LA REVUE ILLUSTREE DU CALVADOS    1911-1914 
   

Le Chapitre des Belles-Mères -Avril 1914
         
 

La première chose qui serait bien utile à une belle-mère, ce serait d'aimer son gen­dre. S'il n'y a tout-à-fait pas moyen, elle s'en tirera avec du tact et de l'intelligence.

Ainsi, vous vous doutez que la « chère enfant » promue maitresse de maison n'y entendra goutte, se fera voler par les four­nisseurs exploiter par les domestiques, etc.; et vous allez dare dare vous immiscer dans son ménage.

Mauvaise idée !... Avec le plaisir d'être mariée, la « chère enfant » goûte à un très haut point, croyez-le, la joie de l'in­dépendance. Si vous la reprenez sous votre égide, elle ne dira rien, mais piaffera. Quant au mari, je vois rouler d'ici ses yeux terribles :

- Sacrebleu, mais elle nous embête à la fin, belle-maman !

Je vous assure que s'il ne le dit pas il le pense. Cela est terrible, les gendres qui ruminent des idées pareilles. Un beau jour, il rentre énervé, trouve encore belle-ma­man au foyer, et, crac ! voilà l'orage!1 Je vous en prie, laissez les « petits » se dé­brouiller comme ils pourront. L'expérience leur viendra seule.

 

SAGERS 1910 Paris la nuit

 
 
 
 

Puis, autre affaire : Il peut arriver un nuage sur la lune de miel. La « chère en­fant » accourt, larmoyante

 

- Oh ! maman ! si tu savais comme Georges est méchant !

 

Cris de vindicte, proclamation de guer­re, j'entends cela d'ici... On fulmine con­tre l'horrible Georges. Mère et fille sont d'accord pour reconnaitre qu'il est l'homme le plus exécrable du monde !

Mais le soir, la « chère enfant » et l' « horrible Georges » font gentiment la paix. Pleurs, baisers, toute la lyre,.. Vous savez ce que les confidences jaillissent dans ces moments-là...

- Ah ! c'est ta mère qui te monte le job ! profère Georges. Je m'en doutais ! je lui dirai son fait, moi !
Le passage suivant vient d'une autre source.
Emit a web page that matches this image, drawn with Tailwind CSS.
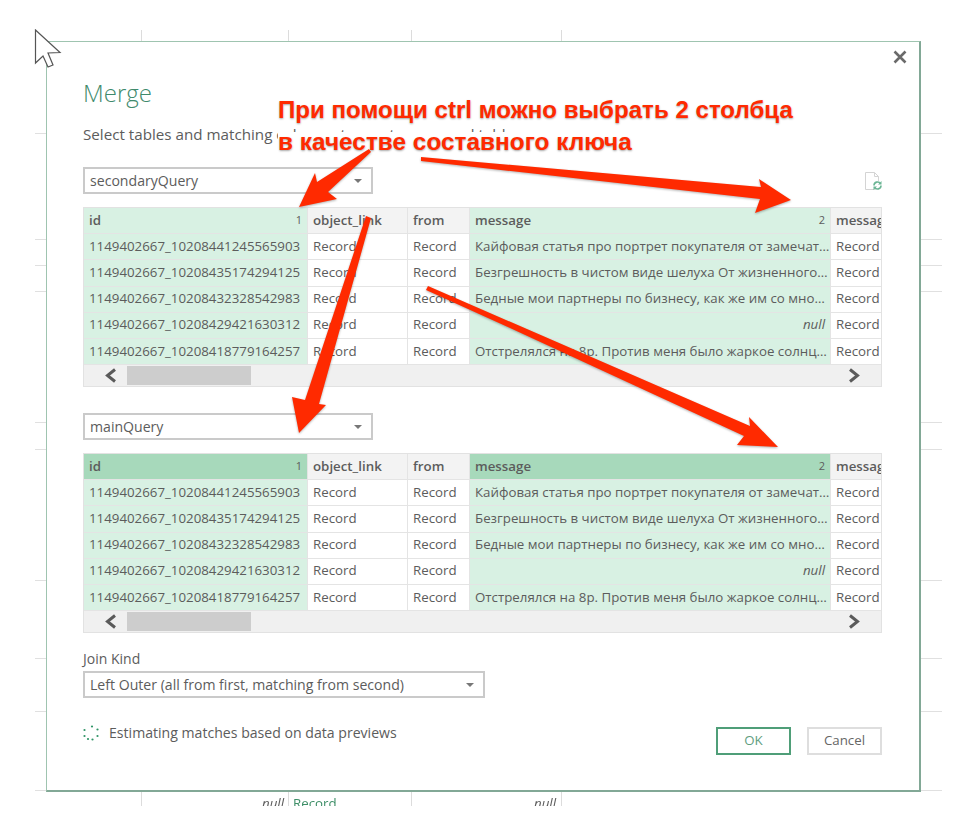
<!DOCTYPE html>
<html lang="en">

<head>
    <meta charset="UTF-8">
    <title>Merge</title>
    <script src="https://cdn.jsdelivr.net/npm/@tailwindcss/browser@4"></script>
</head>

<body class="bg-white font-['Open_Sans',sans-serif] text-[#5c5c5c]">
    <div class="relative w-[968px] h-[836px] overflow-hidden blur-[0.5px]">

        <!-- Sheet behind the dialog -->
        <div class="absolute left-[35px] top-[30px] w-[907px] h-[776px] overflow-hidden">
            <div class="absolute left-[106px] top-0 w-px h-full bg-[#dcdcdc]"></div>
            <div class="absolute left-[253px] top-0 w-px h-full bg-[#dcdcdc]"></div>
            <div class="absolute left-[376px] top-0 w-px h-full bg-[#dcdcdc]"></div>
            <div class="absolute left-[526px] top-0 w-px h-full bg-[#dcdcdc]"></div>
            <div class="absolute left-0 top-[103px] w-full h-px bg-[#e0e0e0]"></div>
            <div class="absolute left-0 top-[209px] w-full h-px bg-[#e0e0e0]"></div>
            <div class="absolute left-0 top-[235px] w-full h-px bg-[#e0e0e0]"></div>
            <div class="absolute left-0 top-[261px] w-full h-px bg-[#e0e0e0]"></div>
            <div class="absolute left-0 top-[392px] w-full h-px bg-[#e0e0e0]"></div>
            <div class="absolute left-0 top-[419px] w-full h-px bg-[#e0e0e0]"></div>
            <div class="absolute left-0 top-[550px] w-full h-px bg-[#e0e0e0]"></div>
            <div class="absolute left-0 top-[628px] w-full h-px bg-[#e0e0e0]"></div>
            <div class="absolute left-0 top-[681px] w-full h-px bg-[#e0e0e0]"></div>
            <div class="absolute left-0 top-[760px] w-full h-px bg-[#e0e0e0]"></div>
            <span class="absolute left-[227px] top-[764px] text-[13.3px] italic">null</span>
            <span class="absolute left-[258px] top-[764px] text-[13.3px] text-[#3f8f68]">Record</span>
            <span class="absolute left-[499px] top-[764px] text-[13.3px] italic">null</span>
        </div>

        <!-- Merge dialog -->
        <div class="relative ml-[46px] mt-[41px] w-[875px] h-[751px] bg-white border border-[#9fc4b0] border-r-2 border-b-2 border-r-[#82a896] border-b-[#82a896] pl-[36px] pr-[37px]">
            <button class="absolute right-[12px] top-[8px]">
                <svg width="14" height="14" viewBox="0 0 14 14" fill="none" stroke="#6a6a6a" stroke-width="2.6">
                    <path d="M1.5 1.5 12.5 12.5M12.5 1.5 1.5 12.5" />
                </svg>
            </button>

            <h1 class="pt-[33px] h-[72px] text-[24px] leading-[36px] font-light text-[#3f8a6c]">Merge</h1>
            <p class="mt-[10px] h-[20px] text-[15.2px] leading-[20px]">Select tables and matching columns to create a merged table</p>

            <div class="mt-[23px] flex items-end justify-between h-[27px]">
                <div class="w-[290px] h-[27px] border-2 border-[#cacaca] flex items-center justify-between pl-[5px] pr-[9px] text-[14.1px]">
                    <span>secondaryQuery</span>
                    <span class="w-0 h-0 border-x-[4px] border-x-transparent border-t-[4px] border-t-[#777]"></span>
                </div>
                <svg class="mb-[4px]" width="17" height="19" viewBox="0 0 17 19" fill="none">
                    <path d="M.5 1.500H9.500L13.500 5.500V18.500H.5Z" stroke="#d4d4d4" />
                    <path d="M9.500 1.500V5.500H13.500" stroke="#d4d4d4" />
                    <circle cx="12.500" cy="14.500" r="4.500" fill="#fff" />
                    <path d="M9 14.500A3.500 3.500 0 0 1 15.500 12.700M16 14.500A3.500 3.500 0 0 1 9.500 16.300" stroke="#6bb594" stroke-width="1.600" />
                    <path d="M16.500 10V13.500H13ZM8.500 19V15.500H12Z" fill="#6bb594" />
                </svg>
            </div>

            <!-- Upper preview table -->
            <div class="mt-[13px] w-[799px] h-[180px] border border-[#e2e2e2] bg-[#e4e4e4] text-[13.3px]">
                <div class="grid grid-cols-[223px_99px_61px_360px_50px] grid-rows-[25px_repeat(5,25.25px)] gap-px *:flex *:items-center *:px-[5px] *:whitespace-nowrap *:overflow-hidden">
                    <div class="bg-[#d8f1e3] font-semibold justify-between"><span>id</span><span class="text-[11px] font-normal">1</span></div>
                    <div class="bg-[#f3f3f3] font-semibold">object_link</div>
                    <div class="bg-[#f3f3f3] font-semibold">from</div>
                    <div class="bg-[#d8f1e3] font-semibold justify-between"><span>message</span><span class="text-[11px] font-normal">2</span></div>
                    <div class="bg-[#f3f3f3] font-semibold">messag</div>

                    <div class="bg-[#d8f1e3]">1149402667_10208441245565903</div>
                    <div class="bg-white">Record</div>
                    <div class="bg-white">Record</div>
                    <div class="bg-[#d8f1e3]">Кайфовая статья про портрет покупателя от замечат…</div>
                    <div class="bg-white">Record</div>

                    <div class="bg-[#d8f1e3]">1149402667_10208435174294125</div>
                    <div class="bg-white">Record</div>
                    <div class="bg-white">Record</div>
                    <div class="bg-[#d8f1e3]">Безгрешность в чистом виде шелуха От жизненного…</div>
                    <div class="bg-white">Record</div>

                    <div class="bg-[#d8f1e3]">1149402667_10208432328542983</div>
                    <div class="bg-white">Record</div>
                    <div class="bg-white">Record</div>
                    <div class="bg-[#d8f1e3]">Бедные мои партнеры по бизнесу, как же им со мно…</div>
                    <div class="bg-white">Record</div>

                    <div class="bg-[#d8f1e3]">1149402667_10208429421630312</div>
                    <div class="bg-white">Record</div>
                    <div class="bg-white">Record</div>
                    <div class="bg-[#d8f1e3] justify-end italic">null</div>
                    <div class="bg-white">Record</div>

                    <div class="bg-[#d8f1e3]">1149402667_10208418779164257</div>
                    <div class="bg-white">Record</div>
                    <div class="bg-white">Record</div>
                    <div class="bg-[#d8f1e3]">Отстрелялся на 8р. Против меня было жаркое солнц…</div>
                    <div class="bg-white">Record</div>
                </div>
                <div class="mt-px h-[21px] bg-[#f0f0f0] flex items-center pl-[20px] pr-[20px]">
                    <svg width="13" height="15" viewBox="0 0 13 15" fill="none" stroke="#5a5a5a" stroke-width="3"><path d="M11 1.500 3.500 7.500l7.500 6" /></svg>
                    <div class="ml-[10px] w-[124px] h-[19px] bg-[#cdcdcd]"></div>
                    <svg class="ml-auto" width="13" height="15" viewBox="0 0 13 15" fill="none" stroke="#5a5a5a" stroke-width="3"><path d="M2 1.500l7.500 6-7.500 6" /></svg>
                </div>
            </div>

            <div class="mt-[26px] w-[290px] h-[27px] border-2 border-[#cacaca] flex items-center justify-between pl-[5px] pr-[9px] text-[14.1px]">
                <span>mainQuery</span>
                <span class="w-0 h-0 border-x-[4px] border-x-transparent border-t-[4px] border-t-[#777]"></span>
            </div>

            <!-- Lower preview table -->
            <div class="mt-[13px] w-[799px] h-[180px] border border-[#e2e2e2] bg-[#e4e4e4] text-[13.3px]">
                <div class="grid grid-cols-[223px_99px_61px_360px_50px] grid-rows-[25px_repeat(5,25.25px)] gap-px *:flex *:items-center *:px-[5px] *:whitespace-nowrap *:overflow-hidden">
                    <div class="bg-[#a7d9bb] font-semibold justify-between"><span>id</span><span class="text-[11px] font-normal">1</span></div>
                    <div class="bg-[#f3f3f3] font-semibold">object_link</div>
                    <div class="bg-[#f3f3f3] font-semibold">from</div>
                    <div class="bg-[#a7d9bb] font-semibold justify-between"><span>message</span><span class="text-[11px] font-normal">2</span></div>
                    <div class="bg-[#f3f3f3] font-semibold">messag</div>

                    <div class="bg-[#d8f1e3]">1149402667_10208441245565903</div>
                    <div class="bg-white">Record</div>
                    <div class="bg-white">Record</div>
                    <div class="bg-[#d8f1e3]">Кайфовая статья про портрет покупателя от замечат…</div>
                    <div class="bg-white">Record</div>

                    <div class="bg-[#d8f1e3]">1149402667_10208435174294125</div>
                    <div class="bg-white">Record</div>
                    <div class="bg-white">Record</div>
                    <div class="bg-[#d8f1e3]">Безгрешность в чистом виде шелуха От жизненного…</div>
                    <div class="bg-white">Record</div>

                    <div class="bg-[#d8f1e3]">1149402667_10208432328542983</div>
                    <div class="bg-white">Record</div>
                    <div class="bg-white">Record</div>
                    <div class="bg-[#d8f1e3]">Бедные мои партнеры по бизнесу, как же им со мно…</div>
                    <div class="bg-white">Record</div>

                    <div class="bg-[#d8f1e3]">1149402667_10208429421630312</div>
                    <div class="bg-white">Record</div>
                    <div class="bg-white">Record</div>
                    <div class="bg-[#d8f1e3] justify-end italic">null</div>
                    <div class="bg-white">Record</div>

                    <div class="bg-[#d8f1e3]">1149402667_10208418779164257</div>
                    <div class="bg-white">Record</div>
                    <div class="bg-white">Record</div>
                    <div class="bg-[#d8f1e3]">Отстрелялся на 8р. Против меня было жаркое солнц…</div>
                    <div class="bg-white">Record</div>
                </div>
                <div class="mt-px h-[21px] bg-[#f0f0f0] flex items-center pl-[20px] pr-[20px]">
                    <svg width="13" height="15" viewBox="0 0 13 15" fill="none" stroke="#5a5a5a" stroke-width="3"><path d="M11 1.500 3.500 7.500l7.500 6" /></svg>
                    <div class="ml-[10px] w-[124px] h-[19px] bg-[#cdcdcd]"></div>
                    <svg class="ml-auto" width="13" height="15" viewBox="0 0 13 15" fill="none" stroke="#5a5a5a" stroke-width="3"><path d="M2 1.500l7.500 6-7.500 6" /></svg>
                </div>
            </div>

            <p class="mt-[16px] h-[20px] text-[14px] leading-[20px]">Join Kind</p>
            <div class="mt-[2px] w-[402px] h-[27px] border-2 border-[#cacaca] flex items-center justify-between pl-[5px] pr-[9px] text-[14.1px]">
                <span>Left Outer (all from first, matching from second)</span>
                <span class="w-0 h-0 border-x-[4px] border-x-transparent border-t-[4px] border-t-[#777]"></span>
            </div>

            <div class="mt-[25px] flex items-start justify-between">
                <div class="flex items-center gap-[10px] h-[20px]">
                    <svg width="16" height="16" viewBox="0 0 16 16" fill="#2f9466">
                        <circle cx="9" cy="1.500" r="1.100" />
                        <circle cx="14.500" cy="4.500" r="1.100" />
                        <circle cx="14.500" cy="11" r="1.100" />
                        <circle cx="9.500" cy="14.500" r="1.100" />
                        <circle cx="5" cy="14" r="1.100" />
                        <circle cx="1.500" cy="11" r="1.100" />
                        <circle cx="1.500" cy="5" r="1.100" />
                    </svg>
                    <span class="text-[14.1px] leading-[20px]">Estimating matches based on data previews</span>
                </div>
                <div class="flex gap-[16px] pt-[4px]">
                    <button class="w-[75px] h-[28px] border-2 border-[#4f9e78] text-[13.3px] text-[#5f9e7f]">OK</button>
                    <button class="w-[75px] h-[28px] border-2 border-[#dedede] text-[13.3px] text-[#666]">Cancel</button>
                </div>
            </div>
        </div>

        <!-- Mouse pointer -->
        <svg class="absolute left-[33px] top-[28px]" width="30" height="42" viewBox="0 0 30 42" fill="#fff" stroke="#555" stroke-width="1.200">
            <path d="M2.500 2 27 24.500 15 25 20 37 15 39 10 28 2.500 35Z" />
        </svg>

        <!-- Annotation text, the second line sits on a white box that hides the lower half of the subtitle -->
        <div class="absolute left-[278px] top-[94px] font-['Liberation_Sans',sans-serif] font-bold text-[#ff2a00] [text-shadow:0_1px_2px_rgba(0,0,0,0.35)] whitespace-nowrap">
            <p class="text-[24.1px] leading-[32px]">При помощи ctrl можно выбрать 2 столбца</p>
            <p class="mt-[6px] w-fit text-[24.4px] leading-[20px] bg-white">в качестве составного ключа</p>
        </div>

        <!-- Red annotation arrows -->
        <svg class="absolute left-0 top-0 drop-shadow-[0_1px_1px_rgba(0,0,0,0.3)]" width="968" height="836" viewBox="0 0 968 836" fill="#ff2a00">
            <path d="M369 149 317 182 315 173 299 207 337 199 328 192 371 152Z" />
            <path d="M421 157 761 187 759 179 791 200 755 213 760 199 421 161Z" />
            <path d="M366 216 371 218 319 404 326 405 299 433 292 397 305 400Z" />
            <path d="M428 286 750 426 749 417 778 447 737 445 744 436 510 328 426 290Z" />
        </svg>
    </div>
</body>

</html>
Vous voilà dans de beaux draps, belle-­maman  !

Conclusion :

Ne vous immiscez dans le ménage des enfants que dans la moindre limite possi­ble, et en surveillant si l'attitude qu'on observe devant vous ne dissimule pas de l'impatience.

Faites constamment acte de conciliatrice, et renvoyez gentiment votre fille avec un baiser à ses amours plutôt que de prendre parti pour ou contre son mari.

Soyez encore le bon ange du foyer de l'enfant, ange tutélaire. mais discret, j'al­lais écrire lointain.